This opinion will be unpublished and may not be cited except as provided by Minn. Stat. § 480A.08, subd. 3 (2012).

STONEBURNER, Judge.

Appellants are swimming-pool-owner residents of respondent City of North Oaks who appeal from summary judgment dismissing their challenge to a city ordinance requiring fences around swimming pools. We affirm.

FACTS

North Oaks, Minn., Code of Ordinances (NOCO) §§ 150.055-.062, enacted in 1989, require, in relevant part, permits to build swimming pools and that swimming pools be completely enclosed by safety fences of a minimum height. Appellants Michael Johnson, James Rechtiene, and Gregory Frandsen are three residents of North Oaks who own swimming pools that are not enclosed by safety fences, despite the fact that the permits to build their pools were all contingent on compliance with the safety-fence requirement. All of their pools have automatic locking pool covers.

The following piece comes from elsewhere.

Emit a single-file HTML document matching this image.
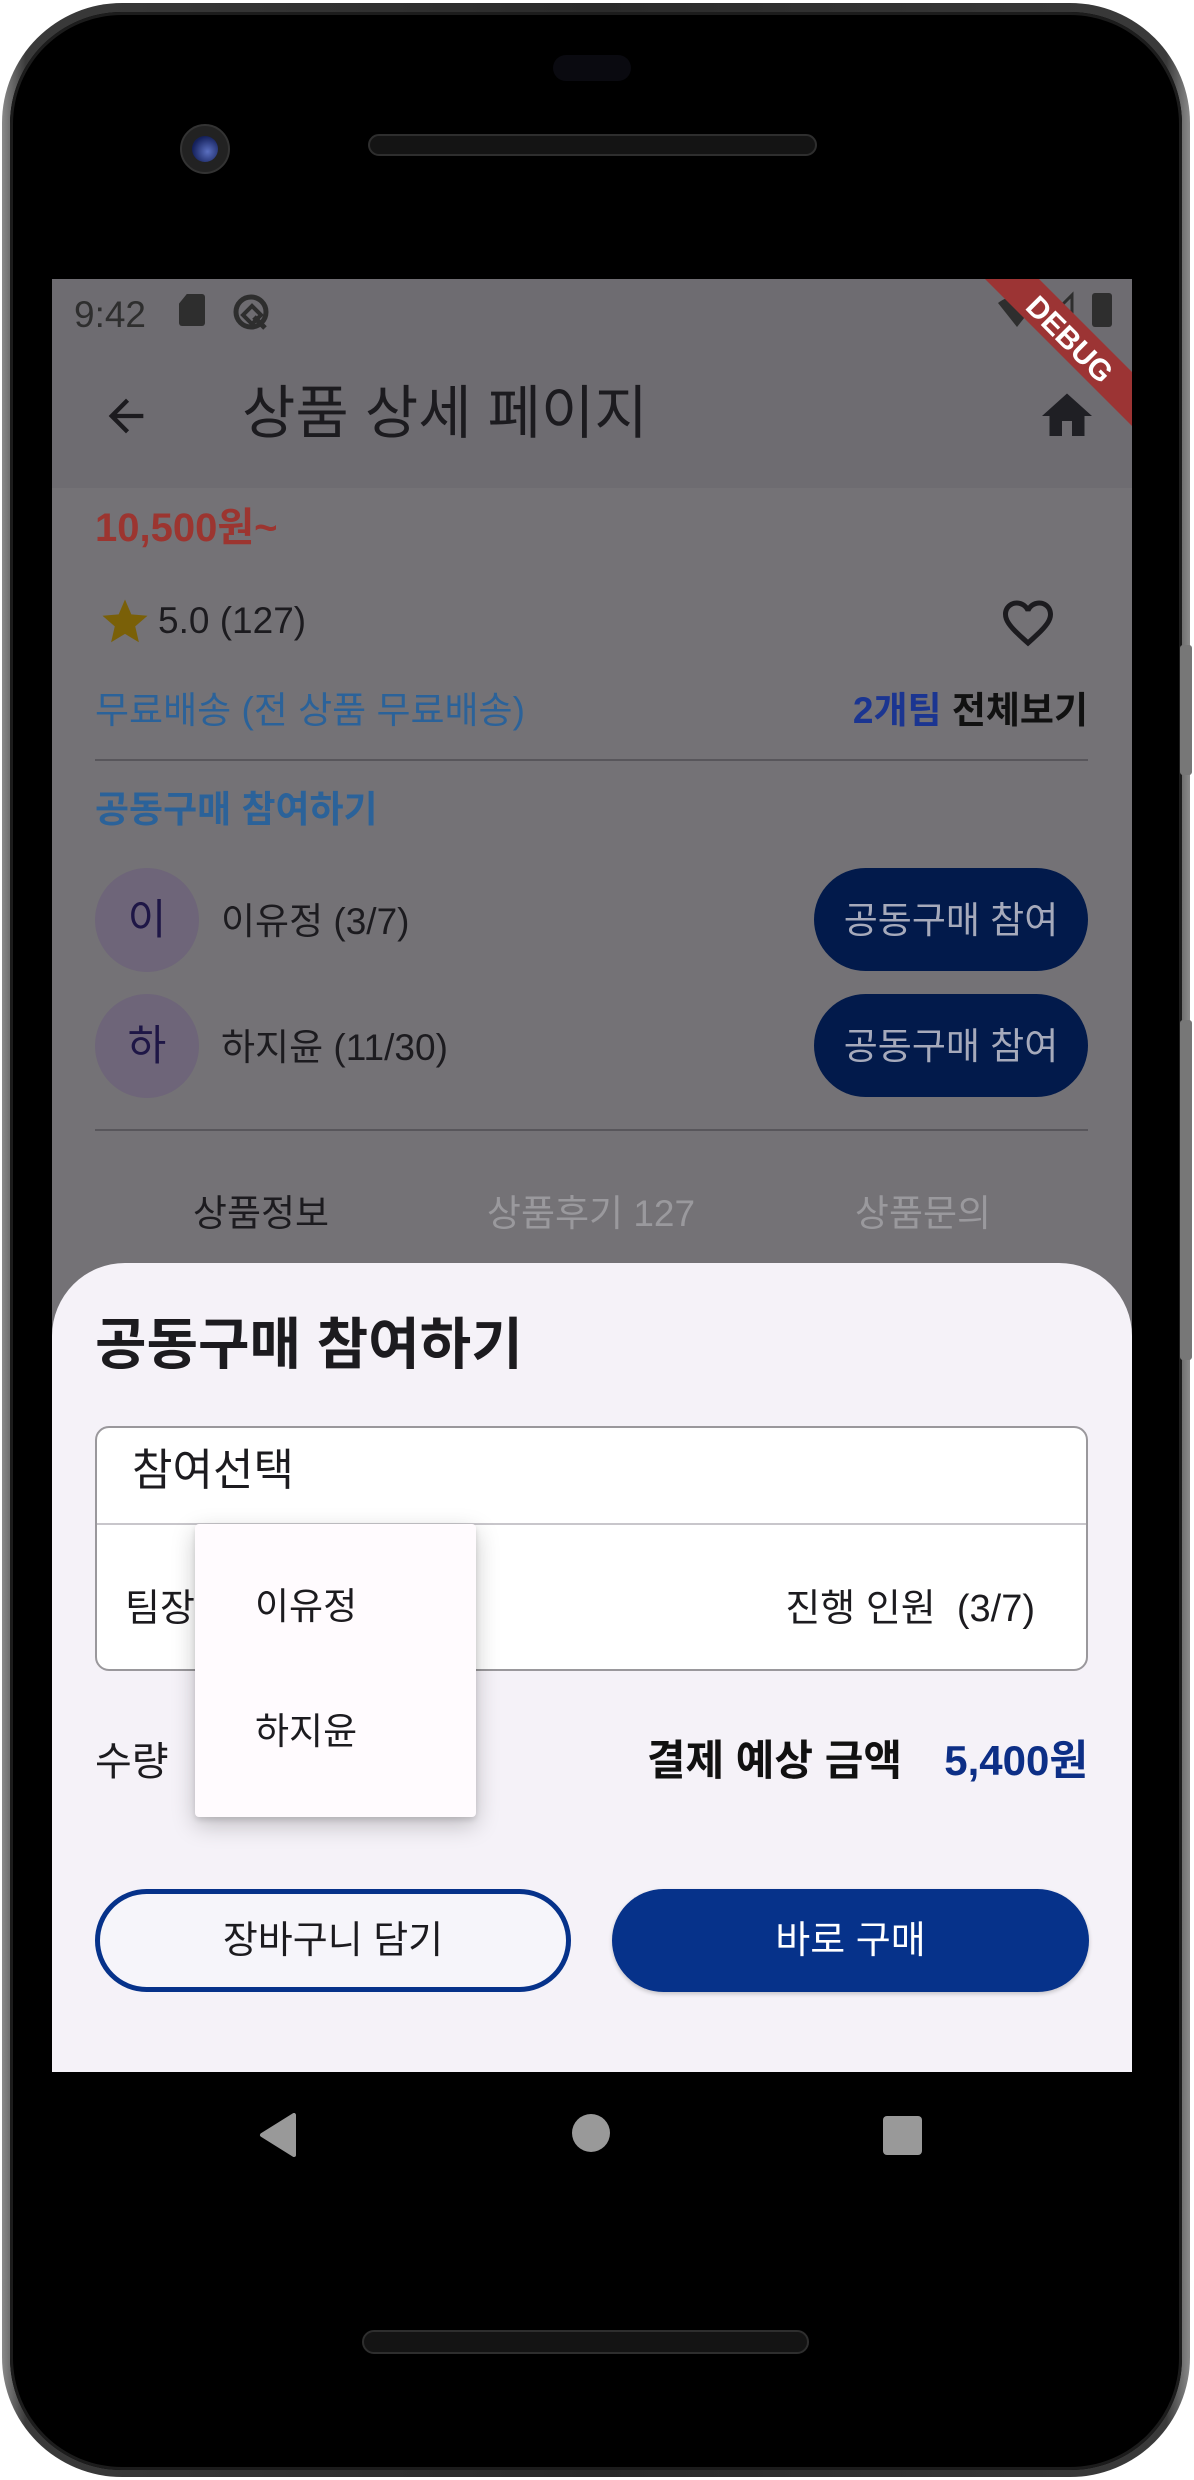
<!DOCTYPE html>
<html><head><meta charset="utf-8"><style>
*{margin:0;padding:0;box-sizing:border-box}
body{width:1194px;height:2480px;background:#fff;position:relative;overflow:hidden;font-family:"Liberation Sans","Noto Sans CJK KR",sans-serif}
.a{position:absolute}
.t{position:absolute;white-space:nowrap;line-height:1}
</style></head><body>
<!-- phone frame -->
<div class="a" style="left:2px;top:3px;width:1188px;height:2474px;border-radius:120px;background:linear-gradient(90deg,#8a8a8a,#3a3a3a 2%,#2a2a2a 50%,#3a3a3a 98%,#8a8a8a)"></div>
<div class="a" style="left:10px;top:12px;width:1172px;height:2458px;border-radius:112px;background:#000;box-shadow:inset 0 0 0 3px #1c1c1c"></div>
<div class="a" style="left:1180px;top:645px;width:12px;height:130px;background:#777;border-radius:3px"></div>
<div class="a" style="left:1180px;top:1020px;width:12px;height:340px;background:#777;border-radius:3px"></div>
<div class="a" style="left:553px;top:55px;width:78px;height:26px;border-radius:13px;background:#0a0a10"></div>
<div class="a" style="left:180px;top:124px;width:50px;height:50px;border-radius:50%;background:#222;border:2px solid #333"></div>
<div class="a" style="left:192px;top:136px;width:26px;height:26px;border-radius:50%;background:radial-gradient(circle at 60% 60%,#5a6fc0,#14205a 70%)"></div>
<div class="a" style="left:368px;top:134px;width:449px;height:22px;border-radius:11px;background:#141414;border:2px solid #2e2e2e"></div>
<div class="a" style="left:362px;top:2330px;width:447px;height:24px;border-radius:12px;background:#141414;border:2px solid #2e2e2e"></div>

<!-- screen -->
<div class="a" style="left:52px;top:279px;width:1080px;height:1793px;background:#747276;overflow:hidden">
  <div class="a" style="left:0;top:0;width:1080px;height:209px;background:#6e6c71"></div>
  <div class="t" style="left:22px;top:17px;font-size:37px;color:#2e2e2e">9:42</div>
  <div class="a" style="left:127px;top:15px;width:26px;height:32px;background:#2e2e2e;border-radius:3px;clip-path:polygon(30% 0,100% 0,100% 100%,0 100%,0 30%)"></div>
  <svg class="a" style="left:180px;top:14px" width="38" height="38" viewBox="0 0 38 38"><circle cx="19" cy="19" r="15" fill="none" stroke="#2e2e2e" stroke-width="5"/><path d="M11 22 L20 13 L29 22 L20 31Z" fill="none" stroke="#2e2e2e" stroke-width="4"/><path d="M22 24 L33 35" stroke="#2e2e2e" stroke-width="5"/></svg>
  <svg class="a" style="left:944px;top:12px" width="140" height="40"><path d="M2 12 A30 30 0 0 1 40 12 L21 36Z" fill="#2e2e2e"/><path d="M76 4 L76 34 L46 34Z" fill="none" stroke="#2e2e2e" stroke-width="3"/><rect x="96" y="2" width="20" height="34" rx="3" fill="#2e2e2e"/></svg>
  <svg class="a" style="left:0;top:0" width="1080" height="160"><polygon points="933,0 987,0 1080,93 1080,147" fill="#9c3434"/><text x="0" y="0" transform="translate(1016,62) rotate(45)" text-anchor="middle" dominant-baseline="middle" font-family="Liberation Sans" font-weight="bold" font-size="30" fill="#fff">DEBUG</text></svg>
  <!-- app bar -->
  <svg class="a" style="left:48px;top:111px" width="52" height="52" viewBox="0 0 24 24"><path d="M20 11H7.83l5.59-5.59L12 4l-8 8 8 8 1.41-1.41L7.83 13H20v-2z" fill="#1c1b1f"/></svg>
  <div class="t" style="left:190px;top:106px;font-size:58px;color:#1c1b1f">상품 상세 페이지</div>
  <svg class="a" style="left:985px;top:107px" width="60" height="60" viewBox="0 0 24 24"><path d="M10 20v-6h4v6h5v-8h3L12 3 2 12h3v8z" fill="#1f1f24"/></svg>
  <!-- content -->
  <div class="t" style="left:43px;top:229px;font-size:40px;font-weight:bold;color:#9c3530">10,500원~</div>
  <svg class="a" style="left:46px;top:316px" width="54" height="54" viewBox="0 0 24 24"><path d="M12 17.27L18.18 21l-1.64-7.03L22 9.24l-7.19-.61L12 2 9.19 8.63 2 9.24l5.46 4.73L5.82 21z" fill="#7a6008"/></svg>
  <div class="t" style="left:106px;top:323px;font-size:37px;color:#1c1b1f">5.0 (127)</div>
  <svg class="a" style="left:946px;top:314px" width="60" height="60" viewBox="0 0 24 24"><path d="M16.5 3c-1.74 0-3.41.81-4.5 2.09C10.91 3.81 9.24 3 7.5 3 4.42 3 2 5.420 2 8.5c0 3.78 3.4 6.86 8.55 11.54L12 21.35l1.45-1.32C18.6 15.36 22 12.28 22 8.5 22 5.42 19.58 3 16.5 3zm-4.4 15.55l-.1.1-.1-.1C7.14 14.240 4 11.39 4 8.5 4 6.5 5.5 5 7.5 5c1.54 0 3.04.99 3.570 2.36h1.87C13.46 5.99 14.96 5 16.5 5c2 0 3.5 1.5 3.5 3.5 0 2.89-3.14 5.74-7.9 10.05z" fill="#1c1b1f"/></svg>
  <div class="t" style="left:43px;top:413px;font-size:37px;color:#2b6299">무료배송 (전 상품 무료배송)</div>
  <div class="t" style="right:44px;top:413px;font-size:37px;font-weight:bold;color:#111"><span style="color:#1b3591">2개팀</span> 전체보기</div>
  <div class="a" style="left:43px;top:480px;width:993px;height:2px;background:#58565b"></div>
  <div class="t" style="left:43px;top:512px;font-size:37px;font-weight:bold;color:#2b6299">공동구매 참여하기</div>
  <div class="a" style="left:43px;top:589px;width:104px;height:104px;border-radius:50%;background:#6e6579"></div>
  <div class="t" style="left:43px;top:620px;width:104px;text-align:center;font-size:42px;color:#1e1646">이</div>
  <div class="t" style="left:169px;top:624px;font-size:37px;color:#1c1b1f">이유정 (3/7)</div>
  <div class="a" style="left:762px;top:589px;width:274px;height:103px;border-radius:52px;background:#021a4b"></div>
  <div class="t" style="left:762px;top:623px;width:274px;text-align:center;font-size:37px;color:#a6aabb">공동구매 참여</div>
  <div class="a" style="left:43px;top:715px;width:104px;height:104px;border-radius:50%;background:#6e6579"></div>
  <div class="t" style="left:43px;top:746px;width:104px;text-align:center;font-size:42px;color:#1e1646">하</div>
  <div class="t" style="left:169px;top:750px;font-size:37px;color:#1c1b1f">하지윤 (11/30)</div>
  <div class="a" style="left:762px;top:715px;width:274px;height:103px;border-radius:52px;background:#021a4b"></div>
  <div class="t" style="left:762px;top:749px;width:274px;text-align:center;font-size:37px;color:#a6aabb">공동구매 참여</div>
  <div class="a" style="left:43px;top:850px;width:993px;height:2px;background:#58565b"></div>
  <div class="t" style="left:109px;top:916px;width:200px;text-align:center;font-size:37px;color:#1c1b1f">상품정보</div>
  <div class="t" style="left:409px;top:916px;width:260px;text-align:center;font-size:37px;color:#9a999d">상품후기 127</div>
  <div class="t" style="left:771px;top:916px;width:200px;text-align:center;font-size:37px;color:#9a999d">상품문의</div>
  <!-- sheet -->
  <div class="a" style="left:0;top:984px;width:1080px;height:820px;border-radius:73px 73px 0 0;background:#f5f2f8"></div>
  <div class="t" style="left:43px;top:1038px;font-size:56px;font-weight:bold;color:#1c1b1f">공동구매 참여하기</div>
  <div class="a" style="left:43px;top:1147px;width:993px;height:245px;border-radius:14px;border:2px solid #9a989c;background:#fff"></div>
  <div class="a" style="left:45px;top:1244px;width:989px;height:2px;background:#c8c6cb"></div>
  <div class="t" style="left:80px;top:1170px;font-size:44px;color:#1c1b1f">참여선택</div>
  <div class="t" style="left:73px;top:1311px;font-size:38px;color:#1c1b1f">팀장</div>
  <div class="t" style="right:97px;top:1311px;font-size:38px;color:#1c1b1f">진행 인원 &nbsp;(3/7)</div>
  <div class="t" style="left:43px;top:1463px;font-size:40px;color:#1c1b1f">수량</div>
  <div class="t" style="right:230px;top:1461px;font-size:42px;font-weight:bold;color:#111">결제 예상 금액</div>
  <div class="t" style="right:44px;top:1461px;font-size:42px;font-weight:bold;color:#0d2f86">5,400원</div>
  <div class="a" style="left:143px;top:1245px;width:281px;height:293px;border-radius:4px;background:#fffbfe;box-shadow:0 8px 24px rgba(0,0,0,.22),0 3px 6px rgba(0,0,0,.12)"></div>
  <div class="t" style="left:203px;top:1309px;font-size:37px;color:#1c1b1f">이유정</div>
  <div class="t" style="left:203px;top:1434px;font-size:37px;color:#1c1b1f">하지윤</div>
  <div class="a" style="left:43px;top:1610px;width:476px;height:103px;border-radius:52px;border:5px solid #06328a;background:#f6f5fa"></div>
  <div class="t" style="left:43px;top:1643px;width:476px;text-align:center;font-size:38px;color:#1c1b1f">장바구니 담기</div>
  <div class="a" style="left:560px;top:1610px;width:477px;height:103px;border-radius:52px;background:#06328a;box-shadow:0 2px 4px rgba(0,0,0,.2)"></div>
  <div class="t" style="left:560px;top:1643px;width:477px;text-align:center;font-size:38px;color:#fff">바로 구매</div>
</div>
<!-- nav -->
<svg class="a" style="left:258px;top:2113px" width="40" height="44"><path d="M36 2 L36 42 L4 22Z" fill="#999" stroke="#999" stroke-width="4" stroke-linejoin="round"/></svg>
<div class="a" style="left:572px;top:2114px;width:38px;height:38px;border-radius:50%;background:#999"></div>
<div class="a" style="left:883px;top:2116px;width:39px;height:39px;border-radius:4px;background:#999"></div>
</body></html>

In April 2010, the city notified appellants that they are in violation of NOCO § 150.059, which contains the fencing requirement. The city set June 15, 2010, as a deadline for compliance with the fencing requirement. Appellants, through counsel, asked the city to consider an amendment to the ordinance that would allow automatic locking pool covers as an alternative to the required fencing. The city agreed to suspend enforcement actions and to research the proposed alternative.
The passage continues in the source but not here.